***** Dataset section

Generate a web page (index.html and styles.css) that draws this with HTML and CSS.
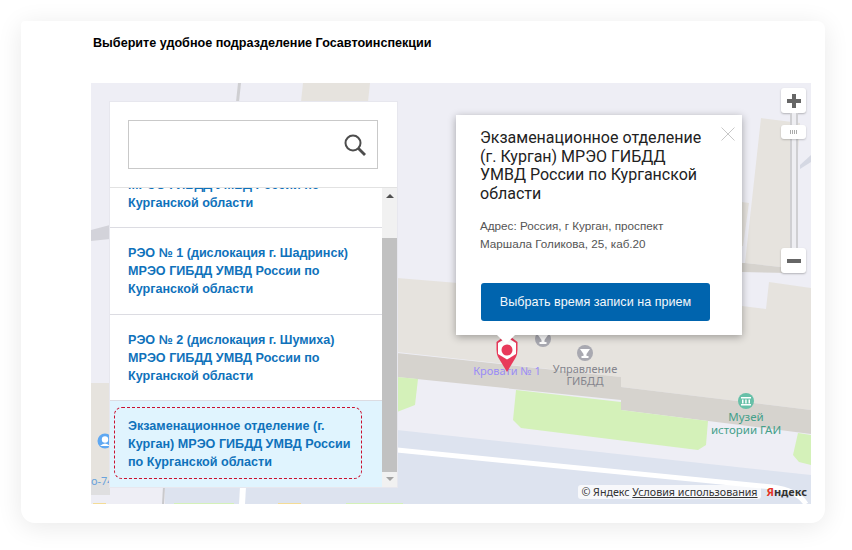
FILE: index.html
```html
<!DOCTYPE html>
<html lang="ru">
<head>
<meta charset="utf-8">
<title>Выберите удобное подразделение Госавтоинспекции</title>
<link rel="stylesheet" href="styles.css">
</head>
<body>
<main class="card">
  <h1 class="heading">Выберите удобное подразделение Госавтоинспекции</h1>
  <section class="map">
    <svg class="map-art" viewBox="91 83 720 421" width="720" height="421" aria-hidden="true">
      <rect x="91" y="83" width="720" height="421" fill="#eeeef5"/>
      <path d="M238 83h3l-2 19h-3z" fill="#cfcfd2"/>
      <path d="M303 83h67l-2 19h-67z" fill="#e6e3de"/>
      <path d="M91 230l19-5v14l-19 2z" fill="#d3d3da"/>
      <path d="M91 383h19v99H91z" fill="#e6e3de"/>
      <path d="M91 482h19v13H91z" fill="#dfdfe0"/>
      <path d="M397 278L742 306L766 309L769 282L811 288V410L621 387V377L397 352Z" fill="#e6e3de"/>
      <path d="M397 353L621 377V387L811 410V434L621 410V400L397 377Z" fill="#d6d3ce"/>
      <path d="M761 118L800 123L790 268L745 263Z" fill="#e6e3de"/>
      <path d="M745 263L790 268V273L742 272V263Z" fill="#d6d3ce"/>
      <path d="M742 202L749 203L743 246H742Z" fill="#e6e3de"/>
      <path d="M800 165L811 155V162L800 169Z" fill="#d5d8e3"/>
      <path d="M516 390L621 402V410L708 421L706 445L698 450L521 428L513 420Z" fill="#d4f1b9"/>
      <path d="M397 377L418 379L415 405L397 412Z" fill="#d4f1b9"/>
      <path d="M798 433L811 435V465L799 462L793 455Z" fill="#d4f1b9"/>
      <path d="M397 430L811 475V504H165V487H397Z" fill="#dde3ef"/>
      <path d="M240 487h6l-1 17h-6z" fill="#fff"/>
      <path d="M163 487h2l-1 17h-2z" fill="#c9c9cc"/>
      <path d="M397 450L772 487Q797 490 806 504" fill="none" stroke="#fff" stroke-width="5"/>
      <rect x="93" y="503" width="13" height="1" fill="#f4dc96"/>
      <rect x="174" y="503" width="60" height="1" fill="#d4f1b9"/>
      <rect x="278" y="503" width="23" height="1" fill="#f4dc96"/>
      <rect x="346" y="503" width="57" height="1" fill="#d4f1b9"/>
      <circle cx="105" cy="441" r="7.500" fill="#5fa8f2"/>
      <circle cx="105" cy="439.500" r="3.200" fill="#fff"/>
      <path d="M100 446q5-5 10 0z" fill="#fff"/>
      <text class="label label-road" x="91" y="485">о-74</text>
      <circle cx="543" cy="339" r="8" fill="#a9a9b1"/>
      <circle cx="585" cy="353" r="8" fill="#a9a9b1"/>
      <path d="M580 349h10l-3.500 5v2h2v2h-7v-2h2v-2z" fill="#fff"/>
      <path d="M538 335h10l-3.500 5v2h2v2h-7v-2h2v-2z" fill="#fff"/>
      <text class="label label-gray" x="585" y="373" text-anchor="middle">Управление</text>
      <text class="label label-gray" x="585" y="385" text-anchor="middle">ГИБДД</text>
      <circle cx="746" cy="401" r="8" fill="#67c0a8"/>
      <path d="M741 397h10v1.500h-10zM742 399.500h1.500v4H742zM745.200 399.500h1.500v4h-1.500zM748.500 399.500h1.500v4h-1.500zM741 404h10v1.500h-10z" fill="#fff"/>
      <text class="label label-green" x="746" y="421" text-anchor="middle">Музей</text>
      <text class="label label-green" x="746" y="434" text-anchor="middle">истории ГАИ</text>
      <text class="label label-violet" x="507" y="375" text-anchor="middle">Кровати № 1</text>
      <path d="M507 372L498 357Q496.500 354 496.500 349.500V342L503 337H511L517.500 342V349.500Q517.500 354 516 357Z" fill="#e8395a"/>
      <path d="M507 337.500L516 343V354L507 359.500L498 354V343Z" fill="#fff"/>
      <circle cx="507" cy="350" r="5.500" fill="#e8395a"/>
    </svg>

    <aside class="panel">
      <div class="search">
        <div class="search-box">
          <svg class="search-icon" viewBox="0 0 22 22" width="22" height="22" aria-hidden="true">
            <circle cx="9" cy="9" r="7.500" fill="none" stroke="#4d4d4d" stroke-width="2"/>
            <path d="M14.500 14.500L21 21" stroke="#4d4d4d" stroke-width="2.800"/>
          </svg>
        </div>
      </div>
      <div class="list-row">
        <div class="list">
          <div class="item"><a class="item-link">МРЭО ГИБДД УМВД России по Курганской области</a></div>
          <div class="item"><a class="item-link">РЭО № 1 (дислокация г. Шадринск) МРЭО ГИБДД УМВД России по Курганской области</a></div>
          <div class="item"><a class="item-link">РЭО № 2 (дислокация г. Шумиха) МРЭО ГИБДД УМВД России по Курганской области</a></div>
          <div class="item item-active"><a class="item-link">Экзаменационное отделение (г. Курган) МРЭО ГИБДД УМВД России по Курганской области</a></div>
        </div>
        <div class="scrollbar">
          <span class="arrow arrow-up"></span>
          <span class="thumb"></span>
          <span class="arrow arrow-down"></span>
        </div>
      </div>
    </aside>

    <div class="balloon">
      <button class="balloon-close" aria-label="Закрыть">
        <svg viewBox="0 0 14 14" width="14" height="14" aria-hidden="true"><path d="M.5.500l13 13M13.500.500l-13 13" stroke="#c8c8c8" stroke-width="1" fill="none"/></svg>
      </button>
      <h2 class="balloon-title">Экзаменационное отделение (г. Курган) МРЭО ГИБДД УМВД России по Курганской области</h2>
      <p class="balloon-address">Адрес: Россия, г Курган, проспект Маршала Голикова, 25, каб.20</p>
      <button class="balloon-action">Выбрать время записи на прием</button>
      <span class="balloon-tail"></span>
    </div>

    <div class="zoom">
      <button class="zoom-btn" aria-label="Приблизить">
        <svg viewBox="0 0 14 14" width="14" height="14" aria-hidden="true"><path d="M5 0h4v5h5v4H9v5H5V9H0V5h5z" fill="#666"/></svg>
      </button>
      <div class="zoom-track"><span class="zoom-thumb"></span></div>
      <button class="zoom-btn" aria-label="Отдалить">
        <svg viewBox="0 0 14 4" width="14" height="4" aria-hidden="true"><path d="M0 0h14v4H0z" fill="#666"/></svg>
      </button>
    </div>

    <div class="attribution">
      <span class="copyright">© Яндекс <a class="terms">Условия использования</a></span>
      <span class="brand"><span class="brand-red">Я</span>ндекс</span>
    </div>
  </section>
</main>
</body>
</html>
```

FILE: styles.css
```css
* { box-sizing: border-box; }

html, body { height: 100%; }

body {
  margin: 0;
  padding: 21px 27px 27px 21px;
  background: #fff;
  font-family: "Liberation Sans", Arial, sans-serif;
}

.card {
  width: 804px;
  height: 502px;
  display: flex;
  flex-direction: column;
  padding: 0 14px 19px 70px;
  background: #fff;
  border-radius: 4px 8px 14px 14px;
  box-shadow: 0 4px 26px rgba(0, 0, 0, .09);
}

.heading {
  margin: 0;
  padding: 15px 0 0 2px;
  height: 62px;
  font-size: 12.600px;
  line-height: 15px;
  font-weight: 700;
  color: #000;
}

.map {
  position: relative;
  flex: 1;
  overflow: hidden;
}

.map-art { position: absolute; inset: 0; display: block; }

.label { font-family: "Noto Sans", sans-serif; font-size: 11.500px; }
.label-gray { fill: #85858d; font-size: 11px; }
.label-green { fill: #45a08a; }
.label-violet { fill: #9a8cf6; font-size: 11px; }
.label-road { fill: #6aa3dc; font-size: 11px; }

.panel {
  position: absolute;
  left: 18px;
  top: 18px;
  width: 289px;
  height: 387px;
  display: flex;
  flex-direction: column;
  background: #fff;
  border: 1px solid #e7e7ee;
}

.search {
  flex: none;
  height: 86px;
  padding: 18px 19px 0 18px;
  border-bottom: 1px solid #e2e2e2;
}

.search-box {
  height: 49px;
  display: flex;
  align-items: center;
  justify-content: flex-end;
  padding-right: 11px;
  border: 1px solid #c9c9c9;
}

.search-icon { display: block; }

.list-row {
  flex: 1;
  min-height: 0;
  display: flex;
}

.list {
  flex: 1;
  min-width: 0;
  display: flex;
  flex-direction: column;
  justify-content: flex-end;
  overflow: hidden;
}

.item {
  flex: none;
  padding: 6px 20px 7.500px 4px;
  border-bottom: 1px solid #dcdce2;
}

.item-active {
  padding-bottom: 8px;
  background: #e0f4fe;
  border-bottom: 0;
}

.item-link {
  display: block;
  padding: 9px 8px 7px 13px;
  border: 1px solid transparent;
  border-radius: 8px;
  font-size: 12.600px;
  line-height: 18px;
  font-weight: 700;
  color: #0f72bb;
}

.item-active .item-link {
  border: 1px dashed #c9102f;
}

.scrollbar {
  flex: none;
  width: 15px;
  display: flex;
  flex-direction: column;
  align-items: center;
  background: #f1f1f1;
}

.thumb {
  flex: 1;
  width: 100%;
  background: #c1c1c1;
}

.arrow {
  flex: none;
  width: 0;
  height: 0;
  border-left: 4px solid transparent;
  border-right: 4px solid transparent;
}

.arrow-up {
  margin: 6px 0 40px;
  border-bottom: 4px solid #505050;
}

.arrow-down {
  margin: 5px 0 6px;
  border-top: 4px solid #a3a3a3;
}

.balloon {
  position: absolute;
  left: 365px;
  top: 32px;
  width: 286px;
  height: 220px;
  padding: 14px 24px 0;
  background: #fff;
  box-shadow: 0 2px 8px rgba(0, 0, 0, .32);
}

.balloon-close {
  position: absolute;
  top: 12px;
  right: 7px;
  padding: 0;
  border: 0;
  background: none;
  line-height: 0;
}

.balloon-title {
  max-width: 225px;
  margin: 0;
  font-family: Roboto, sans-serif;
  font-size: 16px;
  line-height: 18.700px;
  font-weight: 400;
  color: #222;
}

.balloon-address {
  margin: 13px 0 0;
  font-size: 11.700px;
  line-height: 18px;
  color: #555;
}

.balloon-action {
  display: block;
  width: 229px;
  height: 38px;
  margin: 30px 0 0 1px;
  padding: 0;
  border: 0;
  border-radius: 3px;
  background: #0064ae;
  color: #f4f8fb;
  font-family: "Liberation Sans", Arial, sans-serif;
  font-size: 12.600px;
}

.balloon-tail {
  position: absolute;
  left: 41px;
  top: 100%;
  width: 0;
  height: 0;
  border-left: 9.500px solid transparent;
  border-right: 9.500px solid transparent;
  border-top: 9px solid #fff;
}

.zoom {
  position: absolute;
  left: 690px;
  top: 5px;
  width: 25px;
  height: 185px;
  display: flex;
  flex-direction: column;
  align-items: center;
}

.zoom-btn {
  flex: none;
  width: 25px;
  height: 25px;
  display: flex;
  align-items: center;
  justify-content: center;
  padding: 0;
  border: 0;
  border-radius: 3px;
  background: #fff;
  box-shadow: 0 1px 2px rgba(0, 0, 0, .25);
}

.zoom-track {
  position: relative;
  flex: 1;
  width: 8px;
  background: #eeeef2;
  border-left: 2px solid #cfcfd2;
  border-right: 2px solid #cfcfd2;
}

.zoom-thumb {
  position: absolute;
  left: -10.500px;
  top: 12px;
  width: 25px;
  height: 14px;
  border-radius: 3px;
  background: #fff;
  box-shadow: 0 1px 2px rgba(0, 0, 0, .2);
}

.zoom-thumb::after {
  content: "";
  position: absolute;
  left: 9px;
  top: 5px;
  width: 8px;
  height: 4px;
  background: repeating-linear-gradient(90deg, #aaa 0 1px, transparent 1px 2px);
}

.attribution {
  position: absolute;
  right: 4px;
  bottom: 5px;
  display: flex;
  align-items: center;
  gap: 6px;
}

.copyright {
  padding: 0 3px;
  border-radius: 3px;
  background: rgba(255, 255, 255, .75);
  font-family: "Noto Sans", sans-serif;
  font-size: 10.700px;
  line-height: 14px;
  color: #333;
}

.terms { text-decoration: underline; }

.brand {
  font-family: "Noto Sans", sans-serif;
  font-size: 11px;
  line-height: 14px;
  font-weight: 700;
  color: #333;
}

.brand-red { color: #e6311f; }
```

**********

What to produce: From the listing above, collect each line in which the string "index" appears.

Task solution:
Generate a web page (index.html and styles.css) that draws this with HTML and CSS.
FILE: index.html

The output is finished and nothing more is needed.